I was fully expecting it to be a hard couple of days. Taking the kids to a new place, no back up, lots of new things to do/experience is always hard for kids, but even more hard for my kids. We looked at pictures, talked in great detail before we went, but it was still going to be a toss up as to how we did.
I have to say how proud I am of the kids. We got there and all pitched in to unpack and get settled. We went out to dinner and the kids were excited to see the lakes. They did GREAT! Getting to sleep that first night was tough in a new place so we were all up till 1am. The next day was great too! Everyone laid down to rest in the afternoon and ALL FELL ASLEEP. Lake life will do that to you! When all 3 kids were napping and I was hanging out typing and looking at the lake was the most relaxed I have felt in MONTHS AND MONTHS! It was amazing. The next day went great too, but I could tell towards the end of the day we were reaching the limit of “newness” my kids could handle. There were not break downs of tantrums but the anxiety level was just getting up there. That day we also went fishing off the dock and S caught a great big bass and P was very excited about watching his bobber. Then his bobber floated under the dock and he leaned over to see it. Next thing I knew I saw a splash and was in the water. I have no cognitive recollection of seeing the splash and THEN thinking “Oh, that must have been P, I should help him”. Nope, I saw the splash and the next thing I knew I was in the lake helping him up. The issue with that is the kids’ anxiety level was HUGE after that AND my phone was in my pocket or my hand when I jumped in. Poor iPhone is dead now!
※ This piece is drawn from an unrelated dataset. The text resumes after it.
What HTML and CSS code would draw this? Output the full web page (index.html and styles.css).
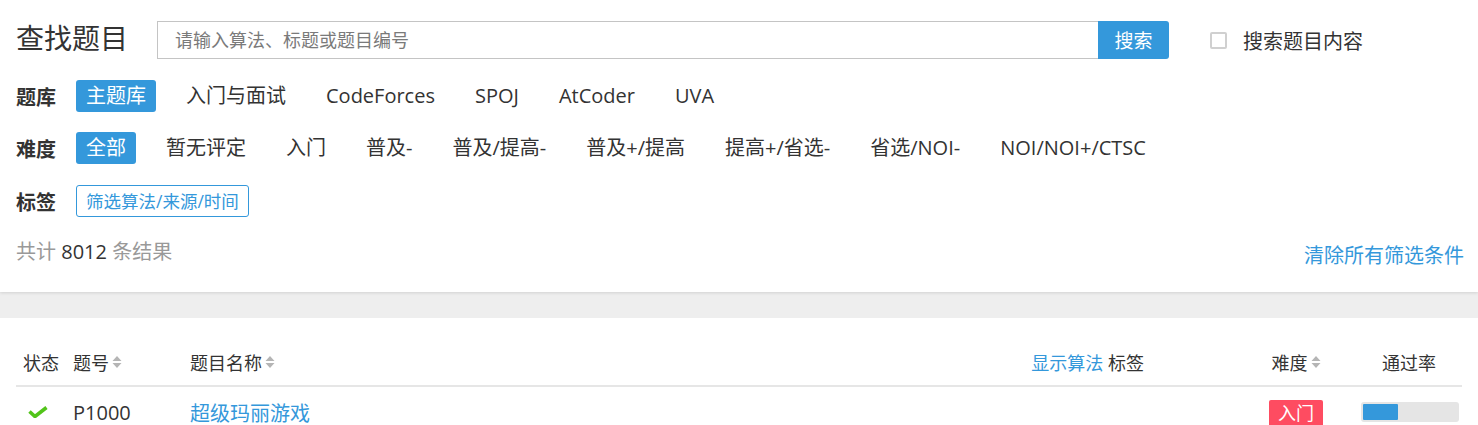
FILE: index.html
```html
<!DOCTYPE html>
<html lang="zh-CN">
<head>
<meta charset="utf-8">
<title>查找题目</title>
<link rel="stylesheet" href="styles.css">
</head>
<body>
<section class="card top">
  <div class="search-row">
    <h1 class="title">查找题目</h1>
    <div class="search-box">
      <input class="search-input" type="text" placeholder="请输入算法、标题或题目编号">
      <button class="search-btn">搜索</button>
    </div>
    <label class="check">
      <span class="check-box"></span>
      <span class="check-label">搜索题目内容</span>
    </label>
  </div>

  <div class="filter-row first">
    <span class="filter-label">题库</span>
    <div class="items">
      <span class="item active">主题库</span>
      <span class="item">入门与面试</span>
      <span class="item">CodeForces</span>
      <span class="item">SPOJ</span>
      <span class="item">AtCoder</span>
      <span class="item">UVA</span>
    </div>
  </div>

  <div class="filter-row">
    <span class="filter-label">难度</span>
    <div class="items">
      <span class="item active">全部</span>
      <span class="item">暂无评定</span>
      <span class="item">入门</span>
      <span class="item">普及-</span>
      <span class="item">普及/提高-</span>
      <span class="item">普及+/提高</span>
      <span class="item">提高+/省选-</span>
      <span class="item">省选/NOI-</span>
      <span class="item">NOI/NOI+/CTSC</span>
    </div>
  </div>

  <div class="filter-row third">
    <span class="filter-label">标签</span>
    <div class="items">
      <span class="outline-tag">筛选算法/来源/时间</span>
    </div>
  </div>

  <div class="count-row">
    <span class="count">共计 <b class="num">8012</b> 条结果</span>
    <a class="clear">清除所有筛选条件</a>
  </div>
</section>

<section class="card list">
  <div class="row head">
    <div class="col-status">状态</div>
    <div class="col-pid">题号<svg class="sort" viewBox="0 0 10 14" width="10" height="14"><path d="M0.5 6 L5 1 L9.5 6 Z M0.5 8 L5 13 L9.5 8 Z" fill="#b5b5b5"/></svg></div>
    <div class="col-title">题目名称<svg class="sort" viewBox="0 0 10 14" width="10" height="14"><path d="M0.5 6 L5 1 L9.5 6 Z M0.5 8 L5 13 L9.5 8 Z" fill="#b5b5b5"/></svg></div>
    <div class="col-tags"><a class="link">显示算法</a> 标签</div>
    <div class="col-diff">难度<svg class="sort" viewBox="0 0 10 14" width="10" height="14"><path d="M0.5 6 L5 1 L9.5 6 Z M0.5 8 L5 13 L9.5 8 Z" fill="#b5b5b5"/></svg></div>
    <div class="col-rate">通过率</div>
  </div>
  <div class="row item-row">
    <div class="col-status"><svg class="ok" viewBox="0 0 20 12" width="20" height="12"><path d="M1.5 5.5 L7 10.5 L18.5 1.5" fill="none" stroke="#52c41a" stroke-width="3.6"/></svg></div>
    <div class="col-pid pid">P1000</div>
    <div class="col-title"><a class="link ptitle">超级玛丽游戏</a></div>
    <div class="col-tags"></div>
    <div class="col-diff"><span class="badge">入门</span></div>
    <div class="col-rate"><div class="bar"><div class="bar-fill" style="width:37%"></div></div></div>
  </div>
</section>
</body>
</html>
```

FILE: styles.css
```css
* { box-sizing: border-box; }
html, body { margin: 0; padding: 0; }
body {
  background: #eeeeee;
  font-family: "Open Sans", "Noto Sans CJK SC", sans-serif;
  color: #333;
  overflow: hidden;
}
.card { background: #fff; }
.top {
  height: 292px;
  padding: 21px 14px 0 16px;
  box-shadow: 0 1px 3px rgba(0,0,0,0.12);
  position: relative;
}
.search-row {
  display: flex;
  align-items: center;
  height: 38px;
}
.title {
  margin: 0;
  flex: 0 0 141px;
  font-size: 28px;
  font-weight: normal;
  line-height: 38px;
  margin-top: -4px;
  color: #333;
}
.search-box {
  display: flex;
  height: 38px;
}
.search-input {
  width: 941px;
  height: 38px;
  border: 1px solid #c4c4c4;
  border-right: none;
  padding: 0 17px;
  font-size: 18px;
  font-family: "Open Sans", "Noto Sans CJK SC", sans-serif;
  outline: none;
  color: #333;
}
.search-input::placeholder { color: #7a7a7a; }
.search-btn {
  width: 71px;
  height: 38px;
  border: none;
  border-radius: 0 3px 3px 0;
  background: #3498db;
  color: #fff;
  font-size: 19px;
  font-family: "Open Sans", "Noto Sans CJK SC", sans-serif;
  padding: 0;
}
.check {
  display: flex;
  align-items: center;
  margin-left: 41px;
}
.check-box {
  width: 17px;
  height: 17px;
  border: 2px solid #d0d0d0;
  border-radius: 2px;
  margin-top: 1px;
}
.check-label {
  margin-left: 16px;
  font-size: 20px;
  color: #333;
}
.filter-row {
  display: flex;
  align-items: center;
  height: 32px;
  margin-top: 20px;
}
.filter-row.first { margin-top: 21px; }
.filter-row.third { margin-top: 21px; }
.filter-label {
  flex: 0 0 60px;
  font-size: 20px;
  font-weight: bold;
  color: #333;
}
.items {
  display: flex;
  gap: 20px;
  align-items: center;
}
.item {
  height: 32px;
  line-height: 32px;
  padding: 0 10px;
  font-size: 20px;
  color: #333;
  border-radius: 3px;
  white-space: nowrap;
}
.item.active {
  background: #3498db;
  color: #fff;
}
.outline-tag {
  height: 32px;
  line-height: 30px;
  padding: 0 9px;
  border: 1px solid #3498db;
  border-radius: 3px;
  color: #3498db;
  font-size: 17.5px;
  white-space: nowrap;
}
.count-row {
  display: flex;
  justify-content: space-between;
  align-items: flex-start;
  margin-top: 20px;
}
.count {
  font-size: 20px;
  color: #999;
  line-height: 30px;
}
.num { font-weight: normal; color: #333; }
.clear {
  font-size: 20px;
  color: #3498db;
  line-height: 30px;
  margin-top: 4px;
}
.list {
  margin-top: 26px;
  padding: 0 16px 0 16px;
  height: 200px;
}
.row {
  display: flex;
  align-items: center;
}
.head {
  height: 69px;
  padding-top: 20px;
  border-bottom: 2px solid #e6e6e6;
  font-size: 18px;
  color: #333;
}
.item-row {
  height: 50px;
  font-size: 20px;
}
.col-status {
  flex: 0 0 50px;
  text-align: center;
  display: flex;
  justify-content: center;
  align-items: center;
}
.col-pid {
  flex: 0 0 117px;
  margin-left: 7px;
  display: flex;
  align-items: center;
}
.col-title {
  flex: 1 1 auto;
  display: flex;
  align-items: center;
}
.col-tags {
  flex: 0 0 250px;
  text-align: right;
  margin-right: 92px;
}
.col-diff {
  flex: 0 0 120px;
  display: flex;
  justify-content: center;
  align-items: center;
}
.col-rate {
  flex: 0 0 106px;
  display: flex;
  justify-content: center;
  align-items: center;
}
.sort { margin-left: 3px; }
.link { color: #3498db; }
.pid { color: #333; }
.ptitle { font-size: 20px; }
.ok { margin-left: -6px; }
.badge {
  display: inline-block;
  width: 54px;
  height: 27px;
  line-height: 27px;
  text-align: center;
  background: #fe4c61;
  color: #fff;
  border-radius: 2px;
  font-size: 18px;
  margin-top: 2px;
}
.bar {
  width: 98px;
  height: 20px;
  background: #e5e5e5;
  border-radius: 3px;
  padding: 2px;
  margin-left: 2px;
}
.bar-fill {
  height: 100%;
  background: #3498db;
  border-radius: 1px;
}
```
The rest of the night the kids talked about how I “saved” P. They all went to bed great. The next morning however it was rainy and stormy and the kids had reached their limit. They were sassy, not following basic rules, and not listening. We just decided to pack up a day early (and my We I mean I decided while they cried that they wanted to stay) and go home. It was a rainy day so not much we could have done anyway besides watch the cable the cabin has that we don’t at home. I just wanted to make sure that the trip ended on a good or okay note, not a bad one. We talked about trying over again next time we were there.
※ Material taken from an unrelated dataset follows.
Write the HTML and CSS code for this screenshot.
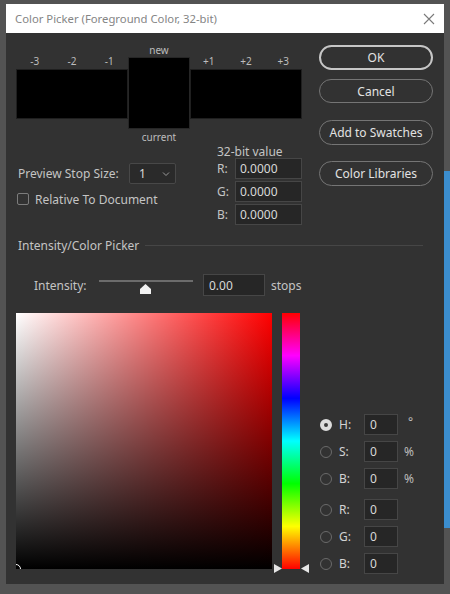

Overall I was pretty impressed with this trip. I managed to keep everyone alive and for the most part happy for 4 days all on my own. We enjoyed a bunch of cabin firsts (all of which we HAD pictures of…..on my iPhone) and get the kids excited to go back next time. We also figured out a very important limit. The vacation time limit. It seems like right now the kids can handle 3 days of newness before losing their minds, so future trips will be just that, 3 days.
We plan on going back over the 4th of July so here’s hoping that trip is as good!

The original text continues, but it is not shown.